Schuchat cited symptoms such as “severe decrease in motivation,” “laziness,” “irritability,” and an increasingly prevalent desire to “get out of here.” The disease targets, as its name implies, high school seniors, especially those who are looking to move on with their lives during their last months of schooling.

Initially defined as a “supposed affliction of students…characterized by a decline in motivation or performance” by Google, that is sure to change in the coming weeks as doctors and psychologists reflect on the validity of the disorder. Michael Proffitt, senior editor of the Oxford English Dictionary, released a statement about the official definition status of Senioritis.

“We recognize the significance of Senioritis and are working with researchers to come up with a legitimate definition to add to our next edition of the Oxford English Dictionary,” Proffitt said.

Declining grades are often evidence of cases of Senioritis. The average student sees a drop of roughly 10% on their overall GPA, according to CDC studies.

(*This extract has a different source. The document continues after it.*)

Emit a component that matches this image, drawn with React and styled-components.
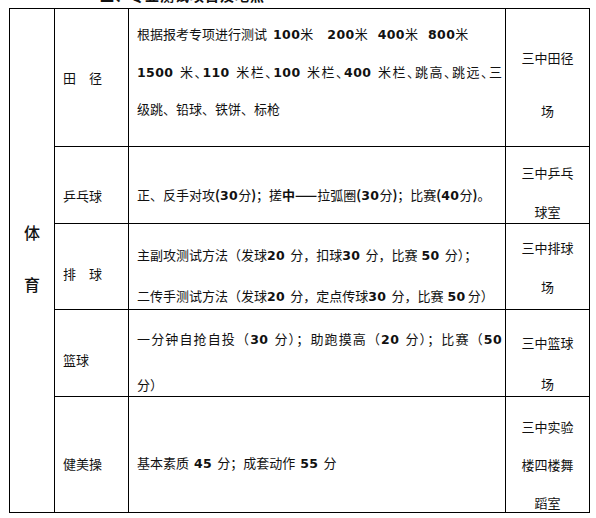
import styled, { createGlobalStyle } from 'styled-components'

const Global = createGlobalStyle`
  html, body { margin: 0; background: #fff; }
  body {
    font-family: "Noto Sans CJK SC", "Liberation Sans", sans-serif;
    color: #111;
  }
`

const Page = styled.div`
  width: 596px;
  padding-left: 9px;
  box-sizing: border-box;
`

// only the bottom edge of the section title shows above the table
const Caption = styled.div`
  height: 8px;
  overflow: hidden;
  display: flex;
  align-items: flex-end;
  padding-left: 91px;

  span {
    font-size: 14px;
    font-weight: 700;
    line-height: 14px;
    margin-bottom: 6px;
    letter-spacing: 1px;
  }
`

const Sheet = styled.div`
  display: grid;
  grid-template-columns: 44px 73px 376px 83px;
  grid-template-rows: 137px 76px 85px 86px 115px;
  gap: 1px;
  padding: 1px;
  width: max-content;
  background: #000;
`

const Cell = styled.div`
  background: #fff;
  display: flex;
  flex-direction: column;
  justify-content: center;
  box-sizing: border-box;
  font-size: 13px;
  line-height: ${p => p.$lh || 20}px;
  padding-top: ${p => Math.max(0, (p.$drop || 0) * 2)}px;
  padding-bottom: ${p => Math.max(0, -(p.$drop || 0) * 2)}px;
`

const Subject = styled(Cell)`
  grid-row: 1 / 6;
  align-items: center;
  font-size: 16px;
  font-weight: 500;
`

const Event = styled(Cell)`
  padding-left: 8px;
`

const Detail = styled(Cell)`
  padding-left: 8px;
  padding-right: 3px;
`

const Venue = styled(Cell)`
  text-align: center;
  padding-left: 14px;
  padding-right: 14px;
`

const Line = styled.div`
  white-space: ${p => (p.$fill ? 'normal' : 'nowrap')};
  text-align: ${p => (p.$fill ? 'justify' : 'left')};
  text-align-last: ${p => (p.$fill ? 'justify' : 'auto')};
  font-feature-settings: ${p => (p.$halt ? '"halt"' : 'normal')};
`

const Num = styled.span`
  font-family: "DejaVu Sans", "Liberation Sans", sans-serif;
  font-weight: 700;
  font-size: 12.5px;
  letter-spacing: 0.4px;
  margin-left: ${p => p.$l || 0}px;
  margin-right: ${p => p.$r || 0}px;
`

const Strong = styled.span`
  font-weight: 700;
`

export default function App() {
  return (
    <Page>
      <Global />
      <Caption>
        <span>二、专业测试项目及地点</span>
      </Caption>
      <Sheet>
        <Subject $lh={52} $drop={-3}>
          <div>体</div>
          <div>育</div>
        </Subject>

        <Event>田　径</Event>
        <Detail $lh={36.5} $drop={-5.5}>
          <Line>
            根据报考专项进行测试<Num $l={6}>100</Num>米<Num $l={14}>200</Num>米
            <Num $l={10}>400</Num>米<Num $l={10}>800</Num>米
          </Line>
          <Line $fill $halt>
            <Num $r={5}>1500</Num>米、<Num $r={5}>110</Num>米栏、<Num $r={5}>100</Num>米栏、
            <Num $r={5}>400</Num>米栏、跳高、跳远、三
          </Line>
          <Line>级跳、铅球、铁饼、标枪</Line>
        </Detail>
        <Venue $lh={53} $drop={6.5}>三中田径场</Venue>

        <Event $drop={10.5}>乒乓球</Event>
        <Detail $drop={10.5}>
          <Line>
            正、反手对攻<Strong>(</Strong><Num>30</Num>分<Strong>)</Strong>；搓<Strong>中——</Strong>拉弧圈
            <Strong>(</Strong><Num>30</Num>分<Strong>)</Strong>；比赛<Strong>(</Strong><Num>40</Num>分
            <Strong>)</Strong>。
          </Line>
        </Detail>
        <Venue $lh={39} $drop={7}>三中乒乓球室</Venue>

        <Event $drop={7}>排　球</Event>
        <Detail $lh={40} $drop={9}>
          <Line>
            主副攻测试方法（发球<Num $r={5}>20</Num>分，扣球<Num $r={5}>30</Num>分，比赛
            <Num $l={4} $r={5}>50</Num>分）；
          </Line>
          <Line>
            二传手测试方法（发球<Num $r={5}>20</Num>分，定点传球<Num $r={5}>30</Num>分，比赛
            <Num $l={4} $r={2}>50</Num>分）
          </Line>
        </Detail>
        <Venue $lh={39} $drop={0.5}>三中排球场</Venue>

        <Event $drop={7}>篮球</Event>
        <Detail $lh={45} $drop={8}>
          <Line $fill>
            一分钟自抢自投（<Num $r={5}>30</Num>分）；助跑摸高（<Num $r={5}>20</Num>分）；比赛（
            <Num>50</Num>
          </Line>
          <Line>分）</Line>
        </Detail>
        <Venue $lh={41} $drop={10}>三中篮球场</Venue>

        <Event $drop={9}>健美操</Event>
        <Detail $drop={9}>
          <Line>
            基本素质<Num $l={5} $r={5}>45</Num>分；成套动作<Num $l={5} $r={5}>55</Num>分
          </Line>
        </Detail>
        <Venue $lh={38} $drop={10}>三中实验楼四楼舞蹈室</Venue>
      </Sheet>
    </Page>
  )
}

“Our biggest concern is the declining productivity of students when they come down with this horrendous disease. The focus of our research will be combating negative effects of Senioritis on performance,” Schuchat said.

Although researchers are working day and night to find a cure or treatment for Senioritis, there are some methods to help curb its effects in the meantime. Examples include, getting enough sleep, practicing time management, and showing up to school on time.